Aside: Under our implementation of the CAT, the definition of torture is our "cruel and unusual" standard. But even under our standard, waterboarding is torture, but you'll never hear the administration admit it! If I were on the other side, I'd press the adminisrtation on this! hint hint
I disagree with the position that line officers of the intelligence community should be prosecuted or investigated.
- I believe that from a legal point of view, there is unlikely to be a conviction. I believe that any investigation will lead to sufficient evidence to prosecute, but that such prosecutions are far more likely to result in acquittal than conviction. If resources are to be allocated to winning convictions, I feel that it is in the public interest to use those resources, investigative and prosecutorial, on those where conviction is more likely. The President's view is similar, in that he says there may be those who went outside the bounds of what was understood to be law. One objection to this decision is that it gives those who may have committed torture a "just following orders" defense. This is not an objection to my point. My point is that the decision not to go after them is in the public interest because doing so will not result in conviction, not that this defense is valid. In fact, there are so many other means to win acquittal I doubt any defense lawyer will offer it.
- I believe that trials of line officers will be politically counterproductive, both domestically and internationally. First, I believe the public will align themselves with the line officers long before they align themselves with those who were totured. As an example, Khaled Sheikh Muhammed murderd reporter Daniel Pearl. He is an avowed terrorist who makes no apologies for it. He most certainly must be called as a witness, as the jury would certainly have to hear from him to have sufficient evidence to convict. I am certain he would use this platform to speak to the Arab world in ways that will not be kind to us. I simply do not see the public lining up behind someone like that, especially when Pearl's widow ends up on 60 minutes. Who will be blamed for attacking a patriotic CIA agent, doing his best to protect this country from this madman? Guess who. Additionally, as any prosecutor will attest, trials are risky. All sorts of things can happen in a trial, only these would have big ramifications with respect to the conduct of American foreign policy. I believe there be long public, televised trials, followed carefully in the Arab world. I believe that as the details are outlined, there will be furor. And I believe, as I've stated, that implications of a torturers acquittal are profound and dangerous, especially as we try to exit Iraq.

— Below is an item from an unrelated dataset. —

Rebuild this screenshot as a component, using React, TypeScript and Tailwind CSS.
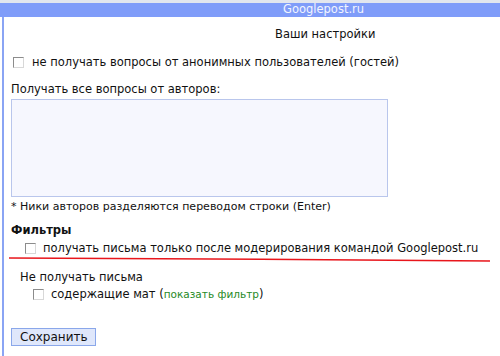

- I believe that those who argue a special prosecutor would remedy any political damage to the Administration or its agenda have short memories. Independent prosecutors are loose cannons. They are accountable to no-one, and have virtually unlimited power. I think we had enough of that with Kenneth Starr, which is why Congress let the independent counsel law expire. It is ridiculous to give one individual the power to bring government to a halt, as has happened. If we are going to have prosecutors, they should be accountable to someone, not off on their own running amock. If we are going to go forward, it should be through the normal, but somewhat modified or enhanced process of the U.S. Attorney's office in tandem with the FBI, accountable to the Attorney-General. I believe a special prosecutor with accountability to none is a bad for the proper conduct of government.
- I've heard it argued that despite all of the things I've outlined here, that the United States, if it is to have moral credibility in the world, that if international laws against torture mean anything, we absolutely must investigate and prosecute. To not do so would give a green light to any nation that wishes to do so. That even if it were to cost Obama his agenda, the Democrats their majority, and America its standing in the world, we simply MUST do it...damn the consequences. Well, I believe that this a dangerous view. Nothing is so serious, other than war, that forces us to stop what were doing, throw all caution aside and deal with it. I believe the challenges this nation faces, from its economy to its large deployments of its citizens in hostile lands, compells its public officials to focus far more on those tasks than dealing with the fallout of torture cases. Make no mistake, this process will be political. There is no avoiding this, as the president said today.
- Finally, the central reason we should "move on" in my opinion? Because its historically what this nation has done, and what has historically proven the most prudent course of action. I return to Lincoln after the civil war as a guide. Without question, the rebellion of the Southern States in defense of slavery was a far larger and more openly illegal and morally repugnant act than what we are facing here. Had Lincoln decided to prosecute and hang the rebels for treason, as was custom, he would be regarded today as a brutal, genocidal dictator. Come to think of it, Confederates DID say that about him and still do. Yet, he choose to "move on:" What if Lincoln decided to hold Southerners accountable for slavery, banned in many nations of the civilized world for 50 years prior, as abolitionist Harriet Beecher Stowe advocated:
There has been, on both sides of the water, much ill-advised talk of mercy and magnanimity to be extended to these men, whose crimes have produced a misery so vast and incalculable...it is no feeling of personal vengeance, but a sense of the eternal fitness of things, that makes us rejoice, when criminals, who have so outraged every sentiment of humanity, are arrested and arraigned and awarded due retribution at the bar of their country's justice. There are crimes against God and human nature which it is treaon alike to God and man not to punish...If there be those whose hearts lean to pity...let them think of the thousands of fathers, mothers, sisters, whose lives will be forever haunted with memories of the slow tortures in which their best and bravest were done to death.
Emphasis is mine. We could have done that.
Lincoln, the wise, chose differently:
With malice toward none, with charity for all, with firmness in the right as God gives us to see the right, let us strive on to finish the work we are in, to bind up the nation's wounds, to care for him who shall have borne the battle and for his widow and his orphan, to do all which may achieve and cherish a just and lasting peace among ourselves and with all nations.